Write out the material again exactly, please, and omit the pictures.
##### Provided data #####
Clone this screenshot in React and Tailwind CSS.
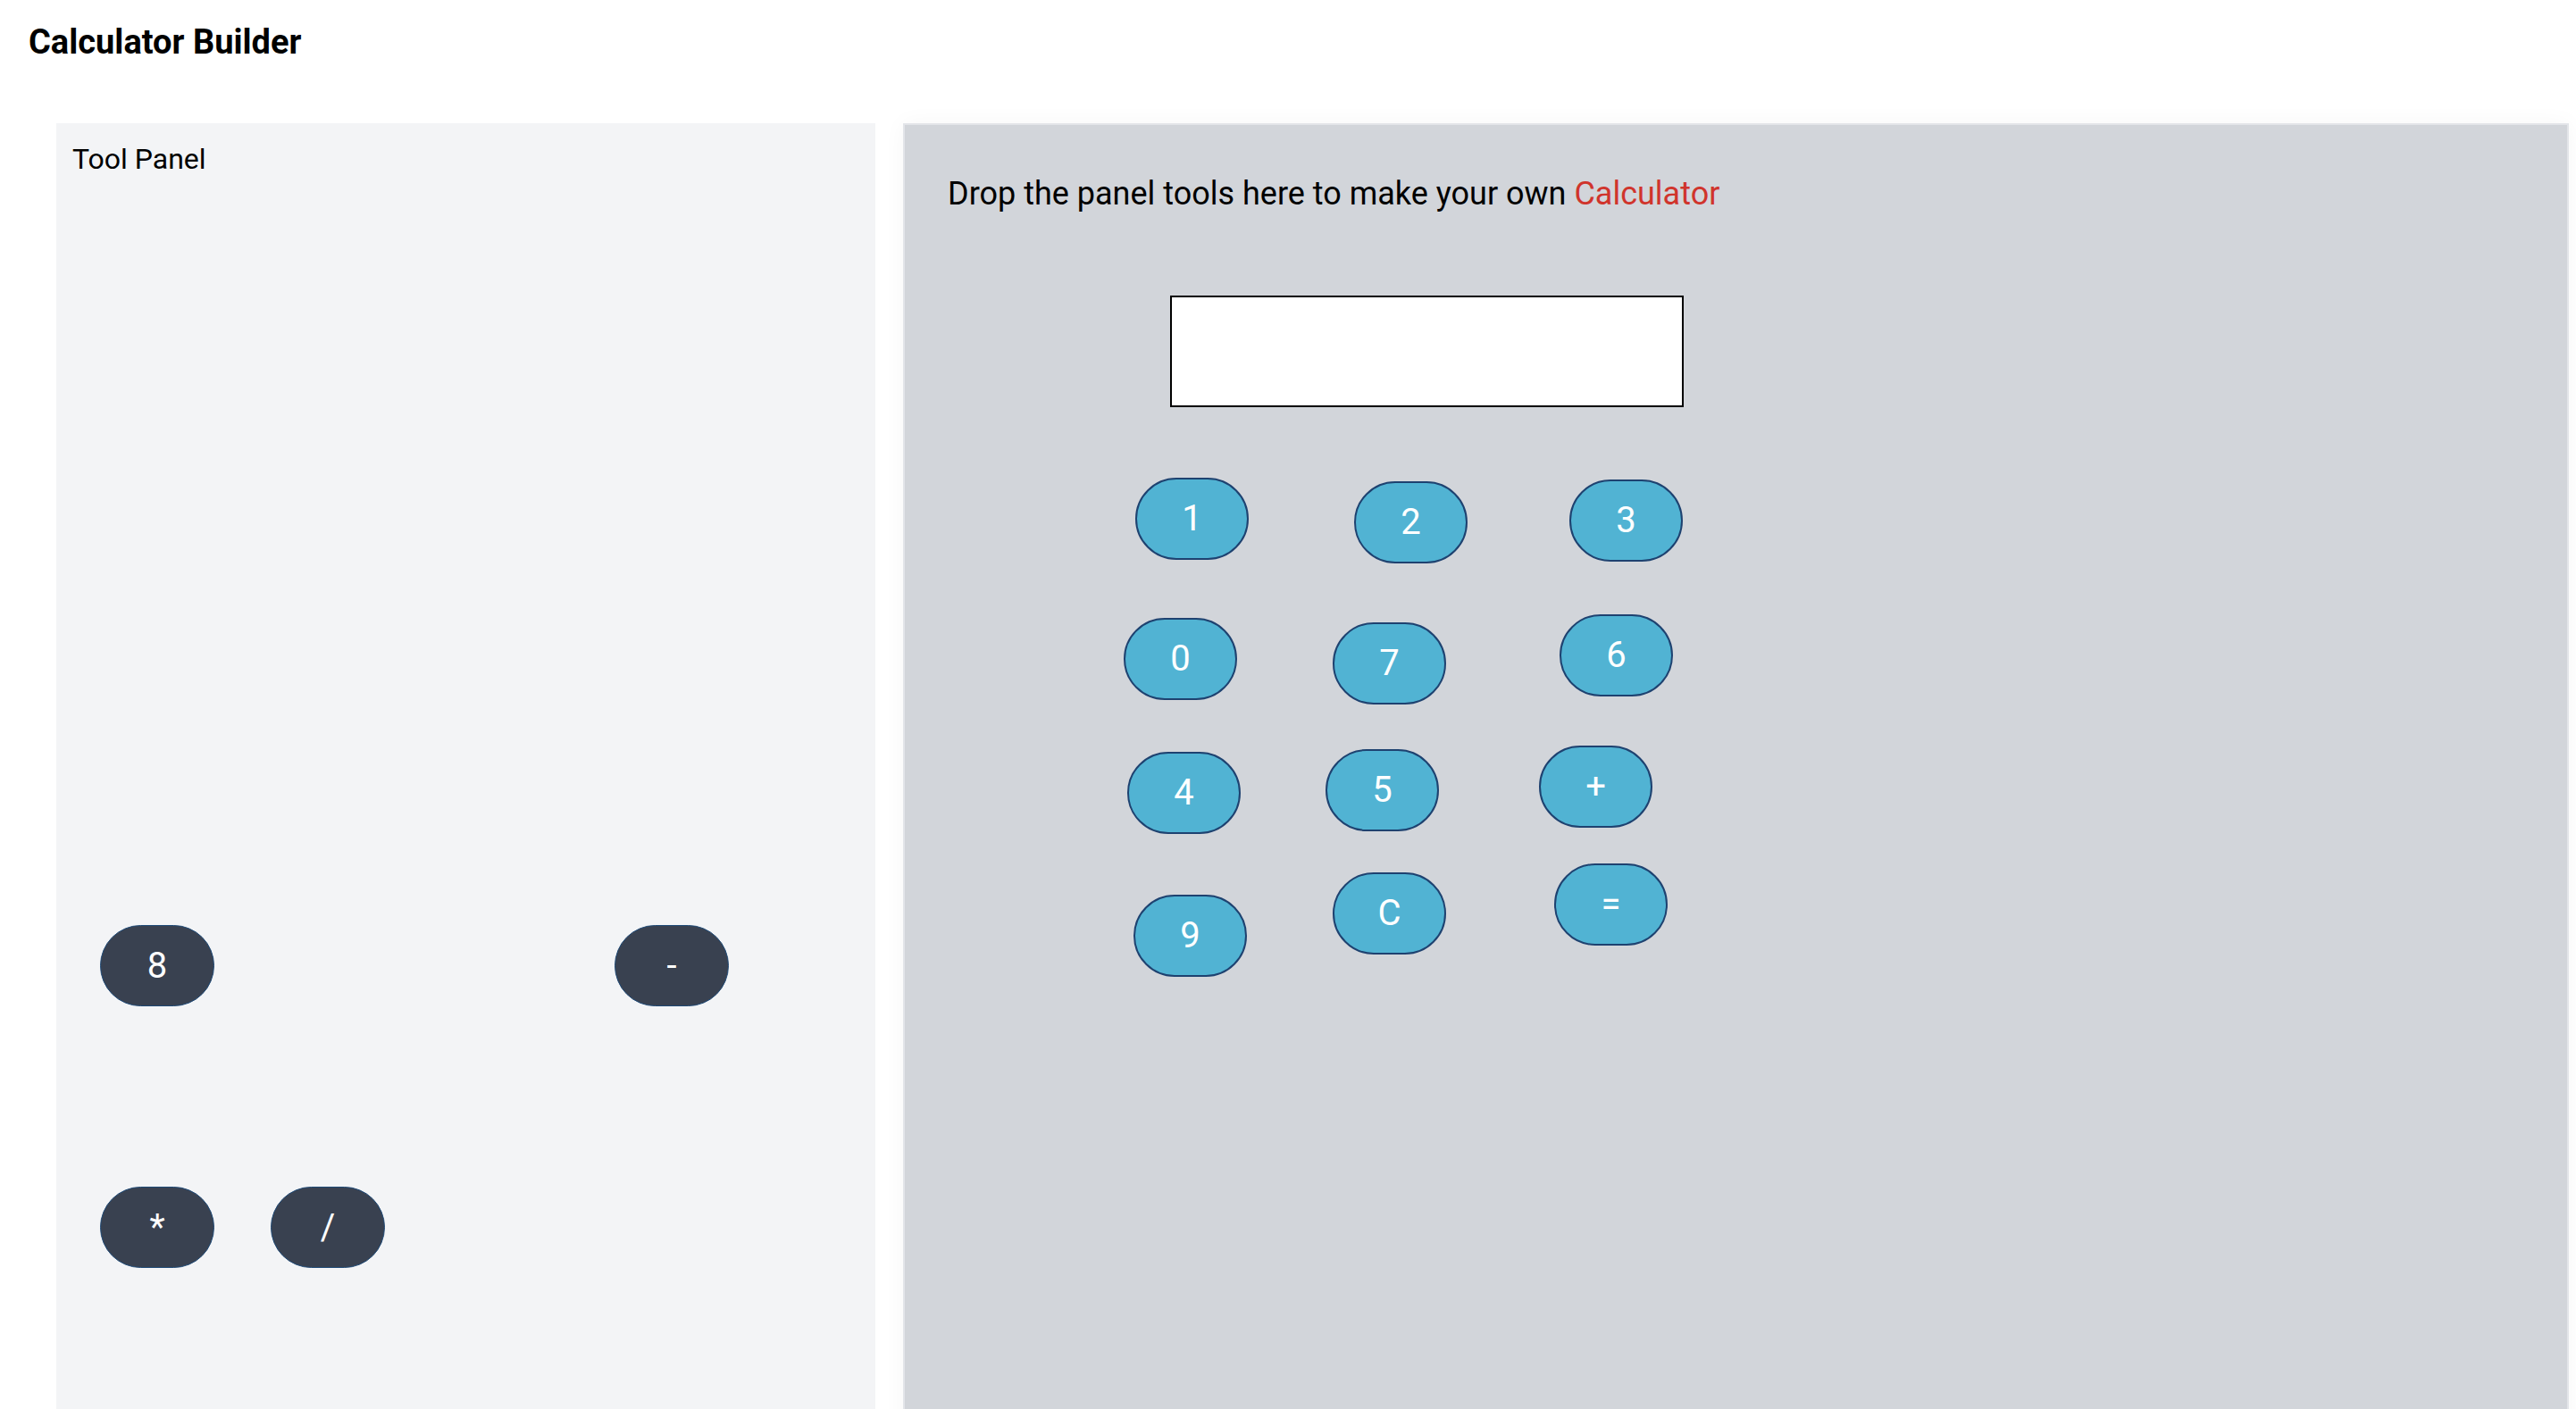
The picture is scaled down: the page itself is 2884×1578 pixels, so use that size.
// App.jsx

import React from 'react';

// Tools still waiting in the panel, positioned where they were left
const panelTools = [
  { label: '8', x: 49, y: 898 },
  { label: '-', x: 625, y: 898 },
  { label: '*', x: 49, y: 1191 },
  { label: '/', x: 240, y: 1191 },
];

// Tools already dropped on the calculator canvas
const droppedTools = [
  { label: '1', x: 258, y: 395 },
  { label: '2', x: 503, y: 399 },
  { label: '3', x: 744, y: 397 },
  { label: '0', x: 245, y: 552 },
  { label: '7', x: 479, y: 557 },
  { label: '6', x: 733, y: 548 },
  { label: '4', x: 249, y: 702 },
  { label: '5', x: 471, y: 699 },
  { label: '+', x: 710, y: 695 },
  { label: '9', x: 256, y: 862 },
  { label: 'C', x: 479, y: 837 },
  { label: '=', x: 727, y: 827 },
];

const ToolButton = ({ label, x, y, dark }) => (
  <button
    className={
      dark
        ? 'absolute w-[128px] h-[91px] rounded-full bg-[#394150] border border-[#1e4976] text-white text-[40px] flex items-center justify-center'
        : 'absolute w-[127px] h-[92px] rounded-full bg-[#51b3d3] border-2 border-[#1e4270] text-white text-[40px] flex items-center justify-center'
    }
    style={{ left: x, top: y }}
  >
    {label}
  </button>
);

const App = () => {
  return (
    <div className="h-[1578px] overflow-hidden bg-white text-black font-['Roboto','Liberation_Sans',sans-serif] flex flex-col">
      {/* Header */}
      <h1 className="pl-[32px] pt-[20px] text-[38px] leading-[54px] font-bold">Calculator Builder</h1>

      <div className="flex gap-[31px] ml-[63px] mr-[8px] mt-[64px]">
        {/* Tool Panel */}
        <div className="relative w-[917px] h-[1500px] shrink-0 bg-[#f3f4f6] px-[18px] pt-[16px]">
          <p className="text-[32px] leading-[48px]">Tool Panel</p>
          {panelTools.map(tool => (
            <ToolButton key={tool.label} {...tool} dark />
          ))}
        </div>

        {/* Drop area */}
        <div className="relative flex-1 h-[1500px] bg-[#d2d5da] border-2 border-[#e3e5e9] shadow-[0_0_24px_rgba(0,0,0,0.04)] px-[48px] pt-[50px]">
          <p className="text-[36px] leading-[54px]">
            Drop the panel tools here to make your own <span className="text-[#d0342c]">Calculator</span>
          </p>

          {/* Display */}
          <div className="absolute left-[297px] top-[191px] w-[575px] h-[125px] bg-white border-2 border-black"></div>

          {droppedTools.map(tool => (
            <ToolButton key={tool.label} {...tool} />
          ))}
        </div>
      </div>
    </div>
  );
};

export default App;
#####
§ Task solution
Clone this screenshot in React and Tailwind CSS.
The picture is scaled down: the page itself is 2884×1578 pixels, so use that size.
// App.jsx

import React from 'react';

// Tools still waiting in the panel, positioned where they were left
const panelTools = [
  { label: '8', x: 49, y: 898 },
  { label: '-', x: 625, y: 898 },
  { label: '*', x: 49, y: 1191 },
  { label: '/', x: 240, y: 1191 },
];

// Tools already dropped on the calculator canvas
const droppedTools = [
  { label: '1', x: 258, y: 395 },
  { label: '2', x: 503, y: 399 },
  { label: '3', x: 744, y: 397 },
  { label: '0', x: 245, y: 552 },
  { label: '7', x: 479, y: 557 },
  { label: '6', x: 733, y: 548 },
  { label: '4', x: 249, y: 702 },
  { label: '5', x: 471, y: 699 },
  { label: '+', x: 710, y: 695 },
  { label: '9', x: 256, y: 862 },
  { label: 'C', x: 479, y: 837 },
  { label: '=', x: 727, y: 827 },
];

const ToolButton = ({ label, x, y, dark }) => (
  <button
    className={
      dark
        ? 'absolute w-[128px] h-[91px] rounded-full bg-[#394150] border border-[#1e4976] text-white text-[40px] flex items-center justify-center'
        : 'absolute w-[127px] h-[92px] rounded-full bg-[#51b3d3] border-2 border-[#1e4270] text-white text-[40px] flex items-center justify-center'
    }
    style={{ left: x, top: y }}
  >
    {label}
  </button>
);

const App = () => {
  return (
    <div className="h-[1578px] overflow-hidden bg-white text-black font-['Roboto','Liberation_Sans',sans-serif] flex flex-col">
      {/* Header */}
      <h1 className="pl-[32px] pt-[20px] text-[38px] leading-[54px] font-bold">Calculator Builder</h1>

      <div className="flex gap-[31px] ml-[63px] mr-[8px] mt-[64px]">
        {/* Tool Panel */}
        <div className="relative w-[917px] h-[1500px] shrink-0 bg-[#f3f4f6] px-[18px] pt-[16px]">
          <p className="text-[32px] leading-[48px]">Tool Panel</p>
          {panelTools.map(tool => (
            <ToolButton key={tool.label} {...tool} dark />
          ))}
        </div>

        {/* Drop area */}
        <div className="relative flex-1 h-[1500px] bg-[#d2d5da] border-2 border-[#e3e5e9] shadow-[0_0_24px_rgba(0,0,0,0.04)] px-[48px] pt-[50px]">
          <p className="text-[36px] leading-[54px]">
            Drop the panel tools here to make your own <span className="text-[#d0342c]">Calculator</span>
          </p>

          {/* Display */}
          <div className="absolute left-[297px] top-[191px] w-[575px] h-[125px] bg-white border-2 border-black"></div>

          {droppedTools.map(tool => (
            <ToolButton key={tool.label} {...tool} />
          ))}
        </div>
      </div>
    </div>
  );
};

export default App;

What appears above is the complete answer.